In 2009, several new policies concerning education, especially basic education, were implemented. This is particularly encouraging given the fact that improvement in access to education is deemed to be pro-poor. The amount of money allocated as capitation grant was increased by 50%, resulting in a total of GHS 23.53 million to enable schools to provide additional services to improve teaching and learning. Expenditure on the school feeding program was also increased by 50% to provide food for about 1.6 million poor school children. These initiatives, among others, contributed to an increase in enrolment of 20% in beneficiary schools. Gross primary school enrolment increased from 93.7% in 2006/07 to 95.2% in 2007/08, while at the Junior High School level, gross enrolment increased from 77.7% in 2006/07 to 78.8% in 2007/08. Significant progress was also made in terms of providing tertiary education to all qualified Ghanaians. In total, the enrolment level in tertiary institutions increased by 6.4% during the year under review.

The government has continued its efforts to improve the access and quality of health care in the country to build on the success achieved in the previous year.
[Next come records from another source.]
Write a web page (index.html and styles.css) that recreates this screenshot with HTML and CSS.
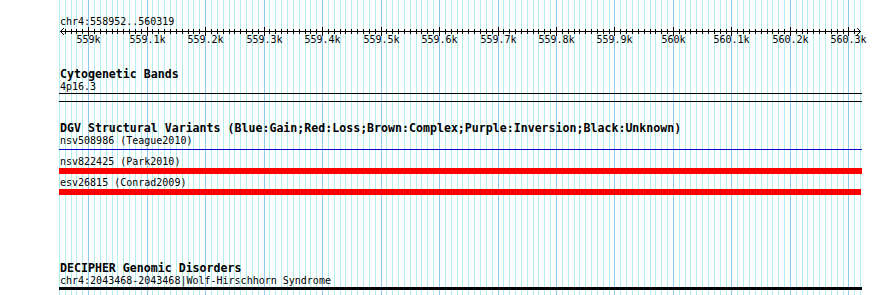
FILE: index.html
```html
<!DOCTYPE html>
<html>
<head>
<meta charset="utf-8">
<link rel="stylesheet" href="styles.css">
</head>
<body>
<div class="browser">
  <svg class="grid" id="grid" width="890" height="295" xmlns="http://www.w3.org/2000/svg"></svg>
  <div class="tracks">
    <div class="pos">chr4:558952..560319</div>
    <svg class="ruler" id="ruler" width="890" height="20" xmlns="http://www.w3.org/2000/svg"></svg>

    <section class="track track-cyto">
      <div class="title">Cytogenetic Bands</div>
      <div class="label">4p16.3</div>
      <div class="band"></div>
    </section>

    <section class="track track-dgv">
      <div class="title">DGV Structural Variants (Blue:Gain;Red:Loss;Brown:Complex;Purple:Inversion;Black:Unknown)</div>
      <div class="label">nsv508986 (Teague2010)</div>
      <div class="feat feat-gain"></div>
      <div class="label label-gap">nsv822425 (Park2010)</div>
      <div class="feat feat-loss feat-loss-1"></div>
      <div class="label label-gap2">esv26815 (Conrad2009)</div>
      <div class="feat feat-loss feat-loss-2"></div>
    </section>

    <section class="track track-decipher">
      <div class="title">DECIPHER Genomic Disorders</div>
      <div class="label">chr4:2043468-2043468|Wolf-Hirschhorn Syndrome</div>
      <div class="feat feat-black"></div>
    </section>
  </div>
</div>
<script src="script.js"></script>
</body>
</html>
```

FILE: styles.css
```css
html, body {
  margin: 0;
  padding: 0;
  background: #ffffff;
}

.browser {
  position: relative;
  width: 890px;
  height: 295px;
  overflow: hidden;
  font-family: "DejaVu Sans Mono", "Liberation Mono", monospace;
  font-size: 10px;
  color: #000000;
}

.grid {
  position: absolute;
  left: 0;
  top: 0;
  z-index: 0;
}

.tracks {
  position: relative;
  z-index: 1;
  padding-top: 16px;
}

.pos {
  height: 10px;
  line-height: 12px;
  padding-left: 60px;
  white-space: nowrap;
}

.ruler {
  display: block;
  overflow: visible;
}

.ruler text {
  font-family: "DejaVu Sans Mono", "Liberation Mono", monospace;
  font-size: 10px;
  fill: #000000;
}

.title {
  height: 12px;
  line-height: 12px;
  padding-left: 60px;
  font-weight: bold;
  font-size: 11.6px;
  white-space: nowrap;
}

.label {
  height: 12px;
  line-height: 13px;
  padding-left: 60px;
  white-space: nowrap;
}

.track-cyto {
  margin-top: 22px;
}

.band {
  margin: 1px 0 0 59px;
  width: 803px;
  height: 7px;
  border-top: 1px solid #000000;
  border-bottom: 1px solid #000000;
}

.track-dgv {
  margin-top: 20px;
}

.feat {
  margin-left: 59px;
}

.feat-gain {
  margin-top: 3px;
  width: 803px;
  height: 1px;
  background: #0000c8;
}

.label-gap {
  margin-top: 5px;
}

.label-gap2 {
  margin-top: 2px;
}

.feat-loss {
  margin-top: 1px;
  height: 6px;
  background: #ff0000;
}

.feat-loss-1 {
  width: 803px;
}

.feat-loss-2 {
  width: 802px;
}

.track-decipher {
  margin-top: 67px;
}

.feat-black {
  margin-top: 1px;
  width: 803px;
  height: 3px;
  background: #000000;
}
```

FILE: script.js
```js
(function () {
  var NS = 'http://www.w3.org/2000/svg';
  var winStart = 558951;
  var scale = 800 / 1368;
  function px(bp) { return Math.floor(60 + (bp - winStart) * scale); }
  function rect(parent, x, y, w, h, fill) {
    var r = document.createElementNS(NS, 'rect');
    r.setAttribute('x', x); r.setAttribute('y', y);
    r.setAttribute('width', w); r.setAttribute('height', h);
    r.setAttribute('fill', fill);
    parent.appendChild(r);
    return r;
  }

  var grid = document.getElementById('grid');
  for (var bp = 558950; bp <= 560320; bp += 10) {
    rect(grid, px(bp), 0, 1, 295, bp % 100 === 0 ? '#8ccaf0' : '#b0eef0');
  }

  var ruler = document.getElementById('ruler');
  // ruler svg top sits at page y = 26
  rect(ruler, 60, 5, 801, 1, '#000000');
  for (var t = 558960; t <= 560310; t += 10) {
    var x = px(t);
    if (t % 100 === 0) {
      rect(ruler, x, 1, 1, 9, '#000000');
      var lab = document.createElementNS(NS, 'text');
      var v = t / 1000;
      lab.textContent = (Math.round(v * 10) / 10) + 'k';
      lab.setAttribute('x', x + 0.5);
      lab.setAttribute('y', 17);
      lab.setAttribute('text-anchor', 'middle');
      ruler.appendChild(lab);
    } else {
      rect(ruler, x, 3, 1, 5, '#000000');
    }
  }
  // arrow heads
  var arrows = [
    [[60, 5], [61, 4], [61, 6], [62, 3], [62, 7], [63, 2], [63, 8]],
    [[860, 5], [859, 4], [859, 6], [858, 3], [858, 7], [857, 2], [857, 8]]
  ];
  arrows.forEach(function (pts) {
    pts.forEach(function (p) { rect(ruler, p[0], p[1], 1, 1, '#000000'); });
  });
})();
```
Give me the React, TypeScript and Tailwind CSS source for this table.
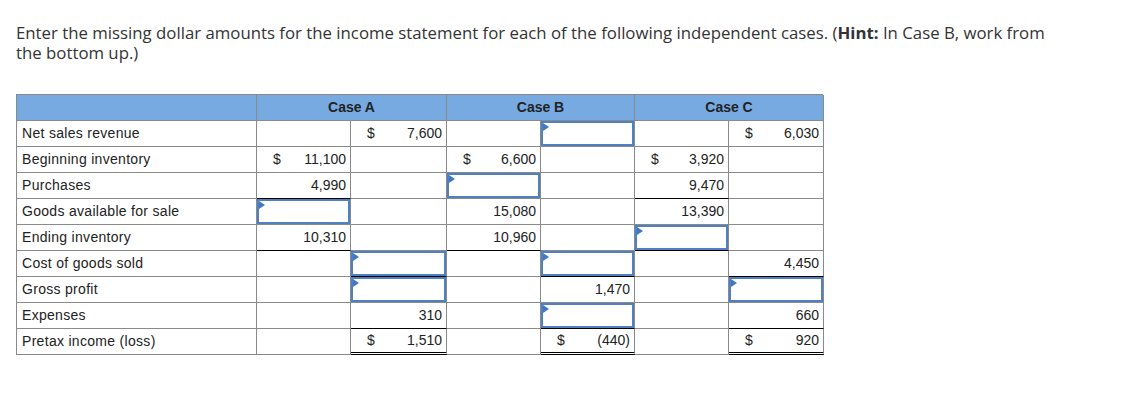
type Cell = {
  v?: string
  d?: boolean
  input?: boolean
  ul?: boolean
  dbl?: boolean
}

type Row = { label: string; cells: Cell[] }

const e: Cell = {}

const ROWS: Row[] = [
  { label: 'Net sales revenue', cells: [e, { d: true, v: '7,600' }, e, { input: true }, e, { d: true, v: '6,030' }] },
  { label: 'Beginning inventory', cells: [{ d: true, v: '11,100' }, e, { d: true, v: '6,600' }, e, { d: true, v: '3,920' }, e] },
  { label: 'Purchases', cells: [{ v: '4,990', ul: true }, e, { input: true }, e, { v: '9,470', ul: true }, e] },
  { label: 'Goods available for sale', cells: [{ input: true }, e, { v: '15,080' }, e, { v: '13,390' }, e] },
  { label: 'Ending inventory', cells: [{ v: '10,310', ul: true }, e, { v: '10,960', ul: true }, e, { input: true, ul: true }, e] },
  { label: 'Cost of goods sold', cells: [e, { input: true, ul: true }, e, { input: true, ul: true }, e, { v: '4,450', ul: true }] },
  { label: 'Gross profit', cells: [e, { input: true }, e, { v: '1,470' }, e, { input: true }] },
  { label: 'Expenses', cells: [e, { v: '310', ul: true }, e, { input: true, ul: true }, e, { v: '660', ul: true }] },
  { label: 'Pretax income (loss)', cells: [e, { d: true, v: '1,510', dbl: true }, e, { d: true, v: '(440)', dbl: true }, e, { d: true, v: '920', dbl: true }] },
]

const WIDTHS = ['w-[94px]', 'w-[96px]', 'w-[94px]', 'w-[94px]', 'w-[94px]', 'w-[95px]']

function DataCell({ cell, w }: { cell: Cell; w: string }) {
  const bottom = cell.dbl
    ? 'border-b-[3px] border-double border-b-black'
    : cell.ul
      ? 'border-b border-b-black'
      : 'border-b border-b-[#8a8a8a]'
  return (
    <div className={`${w} h-[26px] shrink-0 border-r border-r-[#8a8a8a] ${bottom}`}>
      {cell.input ? (
        <div className="relative h-full w-full border-2 border-[#4f80c2] bg-white">
          <span className="absolute left-0 top-0 h-0 w-0 border-y-[4px] border-l-[6px] border-y-transparent border-l-[#3f78c8]" />
        </div>
      ) : (
        <div className="flex h-full items-center justify-between pl-4 pr-[4px]">
          <span>{cell.d ? '$' : ''}</span>
          <span>{cell.v ?? ''}</span>
        </div>
      )}
    </div>
  )
}

export default function App() {
  return (
    <div className="min-h-[407px] w-[1132px] bg-white pt-[23px] text-[#222]" style={{ fontFamily: '"Liberation Sans", Arial, sans-serif' }}>
      <p
        className="w-[1060px] pl-[16px] text-[16.8px] leading-[20px] text-[#333]"
        style={{ fontFamily: '"Open Sans", "Liberation Sans", sans-serif' }}
      >
        Enter the missing dollar amounts for the income statement for each of the following independent cases. (
        <b>Hint:</b> In Case B, work from the bottom up.)
      </p>

      <div className="ml-[16px] mt-[31px] w-[807px] border-l border-t border-[#8a8a8a] text-[14px]">
        <div className="flex h-[26px] bg-[#78aae2] font-bold text-[#222]">
          <div className="w-[240px] shrink-0 border-b border-r border-[#8a8a8a]" />
          {['Case A', 'Case B', 'Case C'].map((c, i) => (
            <div
              key={c}
              className={`${i === 0 ? 'w-[190px]' : i === 1 ? 'w-[188px]' : 'w-[189px]'} flex shrink-0 items-center justify-center border-b border-r border-[#8a8a8a]`}
            >
              {c}
            </div>
          ))}
        </div>
        {ROWS.map((r) => (
          <div key={r.label} className="flex">
            <div className="flex h-[26px] w-[240px] shrink-0 items-center border-b border-r border-[#8a8a8a] pl-[5px] tracking-[0.3px]">
              {r.label}
            </div>
            {r.cells.map((c, i) => (
              <DataCell key={i} cell={c} w={WIDTHS[i]} />
            ))}
          </div>
        ))}
      </div>
    </div>
  )
}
The percentage of children under five dying from malaria fell to 1.9% in 2008 from 2.4% in 2007 due to the increasing use of insecticide treated nets (ITNs) among children under five years old and pregnant women. A number of projects were also implemented in 2009 with the aim of reducing maternal and neonatal deaths, enhancing health services for children, and improving the regenerative health and nutrition program. For example, 21 health centers and two modern district hospitals were built. The government also signed the revised Anti-Malaria Drug policy and completed the seven-year national Strategic Plan for Malaria Control in 2009. The proportion of the population registered under the social health insurance scheme in the country, the National Health Insurance Scheme (NHIS), increased greatly from 9 773 000 in 2007 to 12 468 558 in 2008, covering about 54% of the population. There was also a significant improvement in the coverage of the poor and needy under the NHIS, from 248 379 in 2007 to 302 979 in 2008, due to subsidies provided under the Livelihood Enhancement Against Poverty (LEAP) initiative in 54 districts.
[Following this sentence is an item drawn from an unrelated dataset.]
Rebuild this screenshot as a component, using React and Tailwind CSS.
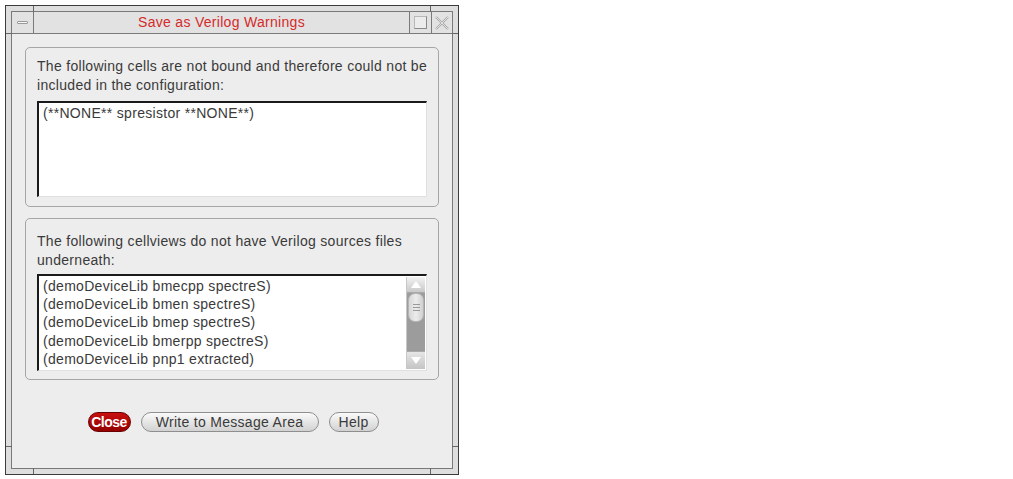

Currently, Ghana’s HIV epidemic seems to have stabilized at a much lower rate than other countries in the sub-Saharan African region. After an increase in median HIV prevalence in 2006, there has been a steady decline since then. The 2008 HIV Sentinel Survey Report indicated that the median HIV prevalence rate declined from 2.6% in 2007 to 2.2% in 2008, the lowest rate in nine years. This improvement over last year’s result may be an indication of the positive impact of HIV and AIDS-related programs. However, the total number of people living with HIV in Ghana is estimated at about 250 000 with a cumulative death toll of 200 027. Also about 160 000 children in the country have been orphaned as a result of the disease. The need for more targeted prevention programs, therefore, cannot be overemphasized.

Prudent financial and project management strategies have been put in place to ensure that the financial support for social interventions is sustained. For example, expenditure on pro-poor programs as a percentage of total government expenditure increased from 24.9% in 2008 to 26.8% at the end of 2009. Additional plans for 2010 include provision of school infrastructure in deprived areas, increasing youth employment, scaling up community-based health facilities, and the provision of subsidies in the utilities sector to protect the poor against possible effects of deregulation.